# Boardbag - 157 in a 156??



## notter123 (Nov 11, 2010)

Slush Puppie said:


> Looking to buy a wheelie board bag and board is a 154 - so the 156 bag would be spot on.
> 
> BUT will probably need to share the bag with some friends on a trip next year and one of them has a 157...
> 
> ...


Go with the 166, i got a 166 for my 152 board, its great to have all the extra room! i can fit all my gear in that bag, boots, helmet, gogs, pants, coat, even underlayers, gloves. Makes things so much easier!


----------



## stunt66 (Jan 7, 2009)

notter123 said:


> Go with the 166, i got a 166 for my 152 board, its great to have all the extra room! i can fit all my gear in that bag, boots, helmet, gogs, pants, coat, even underlayers, gloves. Makes things so much easier!
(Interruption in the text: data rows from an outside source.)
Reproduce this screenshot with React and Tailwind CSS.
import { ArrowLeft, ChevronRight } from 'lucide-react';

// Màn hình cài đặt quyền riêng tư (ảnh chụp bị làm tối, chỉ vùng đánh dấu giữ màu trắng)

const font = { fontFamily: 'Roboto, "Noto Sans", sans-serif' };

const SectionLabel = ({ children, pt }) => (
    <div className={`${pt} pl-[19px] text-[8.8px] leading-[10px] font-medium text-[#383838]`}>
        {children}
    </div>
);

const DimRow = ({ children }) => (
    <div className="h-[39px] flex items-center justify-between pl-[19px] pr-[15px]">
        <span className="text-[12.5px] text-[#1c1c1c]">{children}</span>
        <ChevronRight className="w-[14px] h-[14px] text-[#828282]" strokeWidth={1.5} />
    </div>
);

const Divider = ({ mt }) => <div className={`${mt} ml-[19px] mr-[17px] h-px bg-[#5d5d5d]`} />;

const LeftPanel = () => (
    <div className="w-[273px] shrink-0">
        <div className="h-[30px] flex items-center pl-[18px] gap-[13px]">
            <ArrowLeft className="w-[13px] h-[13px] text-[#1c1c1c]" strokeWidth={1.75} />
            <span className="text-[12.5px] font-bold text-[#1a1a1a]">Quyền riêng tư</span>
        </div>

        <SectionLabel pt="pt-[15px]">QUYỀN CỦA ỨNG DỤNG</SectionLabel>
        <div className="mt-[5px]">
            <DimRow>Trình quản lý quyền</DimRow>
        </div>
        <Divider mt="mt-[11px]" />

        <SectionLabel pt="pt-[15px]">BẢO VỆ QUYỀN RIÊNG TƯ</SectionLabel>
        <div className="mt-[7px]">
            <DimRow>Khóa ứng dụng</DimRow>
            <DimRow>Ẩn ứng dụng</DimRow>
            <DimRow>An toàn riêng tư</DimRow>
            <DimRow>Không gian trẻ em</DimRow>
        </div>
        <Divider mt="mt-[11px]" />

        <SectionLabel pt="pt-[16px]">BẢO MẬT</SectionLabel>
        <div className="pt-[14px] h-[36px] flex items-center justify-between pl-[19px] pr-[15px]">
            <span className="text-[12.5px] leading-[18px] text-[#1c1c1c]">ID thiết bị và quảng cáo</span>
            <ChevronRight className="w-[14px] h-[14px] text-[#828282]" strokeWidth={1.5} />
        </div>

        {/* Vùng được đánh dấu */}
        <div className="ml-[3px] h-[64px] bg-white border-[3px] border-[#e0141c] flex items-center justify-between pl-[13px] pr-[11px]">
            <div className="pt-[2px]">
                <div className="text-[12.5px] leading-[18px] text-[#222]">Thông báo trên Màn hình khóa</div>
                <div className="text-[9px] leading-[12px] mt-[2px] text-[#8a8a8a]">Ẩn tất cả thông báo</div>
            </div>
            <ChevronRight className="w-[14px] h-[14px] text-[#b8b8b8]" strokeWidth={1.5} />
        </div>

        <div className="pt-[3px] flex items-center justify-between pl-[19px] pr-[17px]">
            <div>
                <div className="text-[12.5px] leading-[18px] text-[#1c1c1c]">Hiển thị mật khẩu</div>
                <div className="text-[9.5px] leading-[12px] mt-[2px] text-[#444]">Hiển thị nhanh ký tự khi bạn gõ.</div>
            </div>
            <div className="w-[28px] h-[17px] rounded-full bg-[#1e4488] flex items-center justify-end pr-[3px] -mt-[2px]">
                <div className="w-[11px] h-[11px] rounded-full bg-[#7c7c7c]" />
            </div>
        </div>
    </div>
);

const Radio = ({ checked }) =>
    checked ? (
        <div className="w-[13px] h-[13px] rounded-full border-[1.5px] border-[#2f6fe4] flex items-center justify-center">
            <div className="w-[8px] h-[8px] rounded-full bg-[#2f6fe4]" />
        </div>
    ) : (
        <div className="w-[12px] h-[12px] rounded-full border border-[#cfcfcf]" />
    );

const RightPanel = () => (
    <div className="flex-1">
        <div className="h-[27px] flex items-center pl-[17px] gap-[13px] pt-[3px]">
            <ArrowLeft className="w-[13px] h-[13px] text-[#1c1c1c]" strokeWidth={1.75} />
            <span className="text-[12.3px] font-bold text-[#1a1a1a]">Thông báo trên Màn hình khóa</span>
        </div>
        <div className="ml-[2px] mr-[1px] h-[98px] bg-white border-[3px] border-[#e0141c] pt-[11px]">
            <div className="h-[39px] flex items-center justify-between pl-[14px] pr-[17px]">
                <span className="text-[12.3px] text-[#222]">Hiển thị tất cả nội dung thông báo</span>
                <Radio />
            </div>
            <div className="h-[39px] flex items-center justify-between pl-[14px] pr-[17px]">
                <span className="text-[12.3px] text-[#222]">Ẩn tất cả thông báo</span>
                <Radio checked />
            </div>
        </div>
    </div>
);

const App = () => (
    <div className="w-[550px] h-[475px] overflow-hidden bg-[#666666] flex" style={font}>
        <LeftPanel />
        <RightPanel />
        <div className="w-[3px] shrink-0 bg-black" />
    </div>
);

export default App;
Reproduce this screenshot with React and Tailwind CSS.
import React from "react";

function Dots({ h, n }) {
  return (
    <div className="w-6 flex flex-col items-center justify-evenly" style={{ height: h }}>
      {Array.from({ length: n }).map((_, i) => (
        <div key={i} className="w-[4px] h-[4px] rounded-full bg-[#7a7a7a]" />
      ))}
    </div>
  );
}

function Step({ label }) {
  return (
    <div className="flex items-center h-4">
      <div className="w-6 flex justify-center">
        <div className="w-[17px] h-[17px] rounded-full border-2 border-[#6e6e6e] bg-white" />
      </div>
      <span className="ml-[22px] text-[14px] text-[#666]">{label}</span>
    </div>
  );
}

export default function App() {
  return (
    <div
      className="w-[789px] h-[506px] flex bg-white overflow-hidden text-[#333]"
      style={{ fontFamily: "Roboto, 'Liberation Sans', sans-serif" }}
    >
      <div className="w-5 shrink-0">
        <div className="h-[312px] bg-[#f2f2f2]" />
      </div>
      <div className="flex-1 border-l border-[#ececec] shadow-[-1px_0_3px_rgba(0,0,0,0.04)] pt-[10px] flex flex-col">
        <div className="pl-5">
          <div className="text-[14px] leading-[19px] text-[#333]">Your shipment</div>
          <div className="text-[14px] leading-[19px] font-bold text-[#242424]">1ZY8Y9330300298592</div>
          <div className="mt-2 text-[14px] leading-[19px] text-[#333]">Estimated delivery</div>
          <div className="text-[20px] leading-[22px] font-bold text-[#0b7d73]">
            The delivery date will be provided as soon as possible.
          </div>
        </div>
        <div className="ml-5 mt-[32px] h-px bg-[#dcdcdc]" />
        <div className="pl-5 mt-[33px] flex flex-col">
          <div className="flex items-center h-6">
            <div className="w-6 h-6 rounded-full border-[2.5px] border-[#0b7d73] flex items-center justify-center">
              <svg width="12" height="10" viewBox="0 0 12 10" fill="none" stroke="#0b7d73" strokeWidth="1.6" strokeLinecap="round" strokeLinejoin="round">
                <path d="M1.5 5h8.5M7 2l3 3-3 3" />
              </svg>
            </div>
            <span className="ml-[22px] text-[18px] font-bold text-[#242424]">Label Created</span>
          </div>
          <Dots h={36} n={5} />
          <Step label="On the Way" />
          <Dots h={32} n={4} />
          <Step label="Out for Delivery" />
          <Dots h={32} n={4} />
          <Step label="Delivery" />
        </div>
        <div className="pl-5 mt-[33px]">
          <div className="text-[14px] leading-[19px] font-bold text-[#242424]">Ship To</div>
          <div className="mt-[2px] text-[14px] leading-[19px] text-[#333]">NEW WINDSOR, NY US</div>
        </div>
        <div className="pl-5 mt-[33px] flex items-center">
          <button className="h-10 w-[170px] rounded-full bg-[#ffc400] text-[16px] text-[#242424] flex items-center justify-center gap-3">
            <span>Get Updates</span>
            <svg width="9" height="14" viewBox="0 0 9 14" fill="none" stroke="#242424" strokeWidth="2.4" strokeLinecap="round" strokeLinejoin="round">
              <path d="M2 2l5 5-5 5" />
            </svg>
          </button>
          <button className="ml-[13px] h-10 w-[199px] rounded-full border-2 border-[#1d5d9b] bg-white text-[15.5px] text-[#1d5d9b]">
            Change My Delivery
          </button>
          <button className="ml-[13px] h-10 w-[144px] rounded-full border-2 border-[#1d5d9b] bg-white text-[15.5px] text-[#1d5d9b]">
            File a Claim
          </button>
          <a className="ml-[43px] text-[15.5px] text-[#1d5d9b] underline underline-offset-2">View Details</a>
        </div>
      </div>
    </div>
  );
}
This is what i did too, i dont remember if mine was 166 but it was a lot bigger than my board. When I do trips I can fit my jacket, pants, boots and a bucnh of other things in there no prob


----------



## Hodgepodge (Dec 9, 2010)

you're gonna wanna go big on the bag. especially if you're going to any airport. i just throw all my stuff in my rolling dakine board bag and im off. even my clothing for non-snowboarding activities fits...


----------



## fattrav (Feb 21, 2009)

Slush Puppie said:


> Anyone know if the 157 would squeeze in? Or do I have to just get a 166??
> 
> Thanks if you can help


Putting a 157 into a 156 bag is equivalent to crossing the streams with your ghost busters laser. You will mess with time itself if you do this and may be the cause for another zombie appocolypse. Best to go the 166, I've got one (ride a 53) and as the others have said, the extra room is advantageous. Plus....what if you decide to get a longer board later on?


----------